- The Washington Times - Friday, February 22, 2008

Intel Corp., which makes the central processing units for most of the world’s computers, should be indicted for fraud.

Does this sound harsh? It isn’t. I have just read about Tukwila, Intel’s new quad-core chip, a super-brain for high-end servers, which Intel claims contains more than two billion transistors. Yes, two billion.

This is transparent nonsense. I first saw a transistor in 1957, and it was the size of an aspirin tablet, with three wires emanating from it like little legs. It looked like a tiny milking stool. You might — might — put four of them on a chip, with the help of a lot of glue and a hammer, but two billion? What are we smoking?

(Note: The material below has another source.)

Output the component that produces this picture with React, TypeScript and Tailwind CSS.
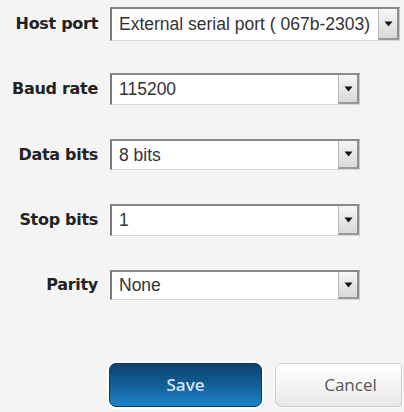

This has been a recurrent problem with Intel. Every year it claims to have put more transistors on a chip. Every year it says the things run faster. And, OK, in honesty I have to concede that each year the chips do more amazing stuff at a higher rate. I mean, they just do. But I don’t believe the part about the transistors.

Even the physiology doesn’t work. According to the British Broadcasting Corp., “The first chip to pack more than two billion transistors has been launched by silicon giant Intel.”

Sure. Have you ever seen a giant? They have great, thick fingers. No giant could possibly make a chip with that many transistors, any more than could a Maine moose. They might launch an aircraft carrier.

But a horde of minuscule transistors? No way.

All right, Fred, you say, the things work, but it isn’t about transistors. Well then, smart guy, how do you explain it?

I figure it’s spirits from a parallel universe.

Nothing else makes sense. Intel is selling haunted chips. We need a law.

I understand that everyone has been brainwashed, and believes this stuff about transistors. Let me ask you, then: How does anyone know the chip has two billion transistors? Have you counted them? Do you know anyone who has counted them? Anyone you trust? Ha!

Put it this way. Suppose that, with a high-powered microscope, you could count one transistor per second. That’s 60 per minute times 60 minutes per hour times 24 hours a day times 365 days a year.

That’s years to count two billion transistors, assuming that you don’t stop to sleep. But the chip has only been out for less than a year. Even Intel doesn’t know how many transistors Tukwila has. This is clear evidence of fraud.

Now, in a sense, it doesn’t matter, if you don’t mind having in your house a box full of spirits from a parallel universe. I mean, spirits need a home like everybody else, I suppose. I’ve used Intel processors for years, and never once have they put a hex on me. I think. They get the right answers. But don’t give me this transistor stuff.

And while we’re at it, the clock speed is said to be two gigahertz. That is, it does something or other a thousand million times a second. Granted, Intel is a private enterprise, and not the federal government, which does nothing a thousand million times a second. Still, can you believe this? What can you do even a thousand times a day?

No. Intel should be called into federal court, and forced to count those transistors in front of a judge, with a notary public standing by to certify the results.

If it can’t, then the Bureau of Alcohol, Tobacco, and Firearms should arrest the corporation (how do you do that?) for illegal packaging of spirits.